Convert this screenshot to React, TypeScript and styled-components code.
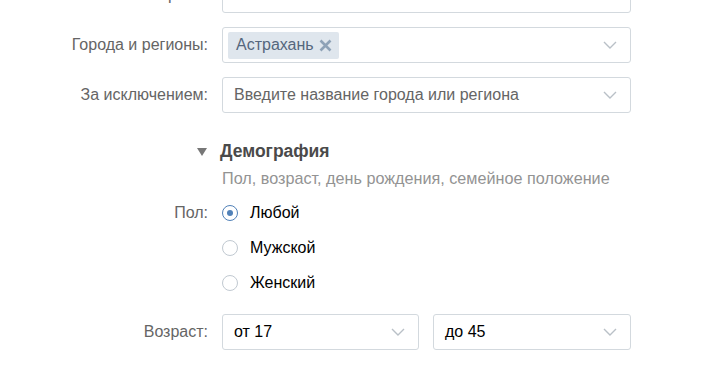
import styled, { createGlobalStyle } from "styled-components"

const GlobalStyle = createGlobalStyle`
  html, body {
    margin: 0;
    padding: 0;
    background: #fff;
    overflow: hidden;
  }
  body {
    font-family: "Liberation Sans", Arial, sans-serif;
    font-size: 16px;
    color: #000;
  }
`

const Page = styled.div`
  width: 722px;
  height: 366px;
  overflow: hidden;
`

const Form = styled.div`
  margin-top: -23px;
  display: flex;
  flex-direction: column;
`

const Row = styled.div<{ $gap?: number }>`
  display: grid;
  grid-template-columns: 208px 409px;
  column-gap: 14px;
  align-items: center;
  margin-bottom: ${(p) => p.$gap ?? 14}px;
`

const Label = styled.div<{ $top?: boolean }>`
  text-align: right;
  color: #656565;
  line-height: ${(p) => (p.$top ? "35px" : "normal")};
  align-self: ${(p) => (p.$top ? "start" : "center")};
`

const Select = styled.div`
  box-sizing: border-box;
  height: 36px;
  border: 1px solid #d3d9de;
  border-radius: 3px;
  display: flex;
  align-items: center;
  padding: 0 13px 0 5px;
  background: #fff;
`

const SelectText = styled.div<{ $placeholder?: boolean }>`
  flex: 1;
  padding-left: 6px;
  color: ${(p) => (p.$placeholder ? "#656565" : "#000")};
  white-space: nowrap;
`

const Tag = styled.div`
  display: flex;
  align-items: center;
  gap: 5px;
  height: 27px;
  padding: 0 7px 0 8px;
  background: #dfe6ed;
  border-radius: 2px;
  color: #55677d;
`

const Chevron = styled.svg`
  flex: none;
`

const AgeFields = styled.div`
  display: grid;
  grid-template-columns: 197px 198px;
  column-gap: 14px;
`

const Section = styled.div`
  margin: 28px 0 0 197px;
`

const SectionHead = styled.div`
  display: flex;
  align-items: center;
  gap: 13px;
  font-weight: bold;
  font-size: 17.5px;
  color: #4a4a4a;
`

const SectionSub = styled.div`
  margin: 7px 0 0 25px;
  color: #939393;
  font-size: 16.2px;
`

const Radios = styled.div`
  display: flex;
  flex-direction: column;
`

const RadioItem = styled.label`
  display: flex;
  align-items: center;
  gap: 12px;
  height: 35px;
`

const RadioCircle = styled.span<{ $checked?: boolean }>`
  box-sizing: border-box;
  width: 16px;
  height: 16px;
  border-radius: 50%;
  border: 1px solid ${(p) => (p.$checked ? "#5181b8" : "#c1c9d1")};
  display: flex;
  align-items: center;
  justify-content: center;

  &::after {
    content: "";
    display: ${(p) => (p.$checked ? "block" : "none")};
    width: 6px;
    height: 6px;
    border-radius: 50%;
    background: #5181b8;
  }
`

const ChevronIcon = () => (
  <Chevron width="14" height="8" viewBox="0 0 14 8">
    <path d="M1 1l6 6 6-6" fill="none" stroke="#b9c0c7" strokeWidth="1.4" />
  </Chevron>
)

const TagClose = () => (
  <svg width="13" height="13" viewBox="0 0 13 13">
    <path d="M1.5 1.5l10 10M11.5 1.5l-10 10" stroke="#8ea2b7" strokeWidth="2.6" />
  </svg>
)

const genders = [
  { name: "Любой", checked: true },
  { name: "Мужской", checked: false },
  { name: "Женский", checked: false },
]

const App = () => {
  return (
    <Page>
      <GlobalStyle />
      <Form>
        <Row>
          <Label>Страна:</Label>
          <Select>
            <SelectText />
          </Select>
        </Row>
        <Row>
          <Label>Города и регионы:</Label>
          <Select>
            <Tag>
              Астрахань
              <TagClose />
            </Tag>
            <SelectText />
            <ChevronIcon />
          </Select>
        </Row>
        <Row $gap={0}>
          <Label>За исключением:</Label>
          <Select>
            <SelectText $placeholder>Введите название города или региона</SelectText>
            <ChevronIcon />
          </Select>
        </Row>

        <Section>
          <SectionHead>
            <svg width="10" height="8" viewBox="0 0 10 8">
              <path d="M0 0h10L5 8z" fill="#777" />
            </svg>
            Демография
          </SectionHead>
          <SectionSub>Пол, возраст, день рождения, семейное положение</SectionSub>
        </Section>

        <Row $gap={0} style={{ marginTop: 7, alignItems: "start" }}>
          <Label $top>Пол:</Label>
          <Radios>
            {genders.map((g) => (
              <RadioItem key={g.name}>
                <RadioCircle $checked={g.checked} />
                {g.name}
              </RadioItem>
            ))}
          </Radios>
        </Row>

        <Row style={{ marginTop: 14 }}>
          <Label>Возраст:</Label>
          <AgeFields>
            <Select>
              <SelectText>от 17</SelectText>
              <ChevronIcon />
            </Select>
            <Select>
              <SelectText>до 45</SelectText>
              <ChevronIcon />
            </Select>
          </AgeFields>
        </Row>
      </Form>
    </Page>
  )
}

export default App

::::

• **TASK INSTRUCTIONS**:
Make an exact copy of the listing above. Do not include the pictures.

• **CORRECT OUTPUT**:
Convert this screenshot to React, TypeScript and styled-components code.
import styled, { createGlobalStyle } from "styled-components"

const GlobalStyle = createGlobalStyle`
  html, body {
    margin: 0;
    padding: 0;
    background: #fff;
    overflow: hidden;
  }
  body {
    font-family: "Liberation Sans", Arial, sans-serif;
    font-size: 16px;
    color: #000;
  }
`

const Page = styled.div`
  width: 722px;
  height: 366px;
  overflow: hidden;
`

const Form = styled.div`
  margin-top: -23px;
  display: flex;
  flex-direction: column;
`

const Row = styled.div<{ $gap?: number }>`
  display: grid;
  grid-template-columns: 208px 409px;
  column-gap: 14px;
  align-items: center;
  margin-bottom: ${(p) => p.$gap ?? 14}px;
`

const Label = styled.div<{ $top?: boolean }>`
  text-align: right;
  color: #656565;
  line-height: ${(p) => (p.$top ? "35px" : "normal")};
  align-self: ${(p) => (p.$top ? "start" : "center")};
`

const Select = styled.div`
  box-sizing: border-box;
  height: 36px;
  border: 1px solid #d3d9de;
  border-radius: 3px;
  display: flex;
  align-items: center;
  padding: 0 13px 0 5px;
  background: #fff;
`

const SelectText = styled.div<{ $placeholder?: boolean }>`
  flex: 1;
  padding-left: 6px;
  color: ${(p) => (p.$placeholder ? "#656565" : "#000")};
  white-space: nowrap;
`

const Tag = styled.div`
  display: flex;
  align-items: center;
  gap: 5px;
  height: 27px;
  padding: 0 7px 0 8px;
  background: #dfe6ed;
  border-radius: 2px;
  color: #55677d;
`

const Chevron = styled.svg`
  flex: none;
`

const AgeFields = styled.div`
  display: grid;
  grid-template-columns: 197px 198px;
  column-gap: 14px;
`

const Section = styled.div`
  margin: 28px 0 0 197px;
`

const SectionHead = styled.div`
  display: flex;
  align-items: center;
  gap: 13px;
  font-weight: bold;
  font-size: 17.5px;
  color: #4a4a4a;
`

const SectionSub = styled.div`
  margin: 7px 0 0 25px;
  color: #939393;
  font-size: 16.2px;
`

const Radios = styled.div`
  display: flex;
  flex-direction: column;
`

const RadioItem = styled.label`
  display: flex;
  align-items: center;
  gap: 12px;
  height: 35px;
`

const RadioCircle = styled.span<{ $checked?: boolean }>`
  box-sizing: border-box;
  width: 16px;
  height: 16px;
  border-radius: 50%;
  border: 1px solid ${(p) => (p.$checked ? "#5181b8" : "#c1c9d1")};
  display: flex;
  align-items: center;
  justify-content: center;

  &::after {
    content: "";
    display: ${(p) => (p.$checked ? "block" : "none")};
    width: 6px;
    height: 6px;
    border-radius: 50%;
    background: #5181b8;
  }
`

const ChevronIcon = () => (
  <Chevron width="14" height="8" viewBox="0 0 14 8">
    <path d="M1 1l6 6 6-6" fill="none" stroke="#b9c0c7" strokeWidth="1.4" />
  </Chevron>
)

const TagClose = () => (
  <svg width="13" height="13" viewBox="0 0 13 13">
    <path d="M1.5 1.5l10 10M11.5 1.5l-10 10" stroke="#8ea2b7" strokeWidth="2.6" />
  </svg>
)

const genders = [
  { name: "Любой", checked: true },
  { name: "Мужской", checked: false },
  { name: "Женский", checked: false },
]

const App = () => {
  return (
    <Page>
      <GlobalStyle />
      <Form>
        <Row>
          <Label>Страна:</Label>
          <Select>
            <SelectText />
          </Select>
        </Row>
        <Row>
          <Label>Города и регионы:</Label>
          <Select>
            <Tag>
              Астрахань
              <TagClose />
            </Tag>
            <SelectText />
            <ChevronIcon />
          </Select>
        </Row>
        <Row $gap={0}>
          <Label>За исключением:</Label>
          <Select>
            <SelectText $placeholder>Введите название города или региона</SelectText>
            <ChevronIcon />
          </Select>
        </Row>

        <Section>
          <SectionHead>
            <svg width="10" height="8" viewBox="0 0 10 8">
              <path d="M0 0h10L5 8z" fill="#777" />
            </svg>
            Демография
          </SectionHead>
          <SectionSub>Пол, возраст, день рождения, семейное положение</SectionSub>
        </Section>

        <Row $gap={0} style={{ marginTop: 7, alignItems: "start" }}>
          <Label $top>Пол:</Label>
          <Radios>
            {genders.map((g) => (
              <RadioItem key={g.name}>
                <RadioCircle $checked={g.checked} />
                {g.name}
              </RadioItem>
            ))}
          </Radios>
        </Row>

        <Row style={{ marginTop: 14 }}>
          <Label>Возраст:</Label>
          <AgeFields>
            <Select>
              <SelectText>от 17</SelectText>
              <ChevronIcon />
            </Select>
            <Select>
              <SelectText>до 45</SelectText>
              <ChevronIcon />
            </Select>
          </AgeFields>
        </Row>
      </Form>
    </Page>
  )
}

export default App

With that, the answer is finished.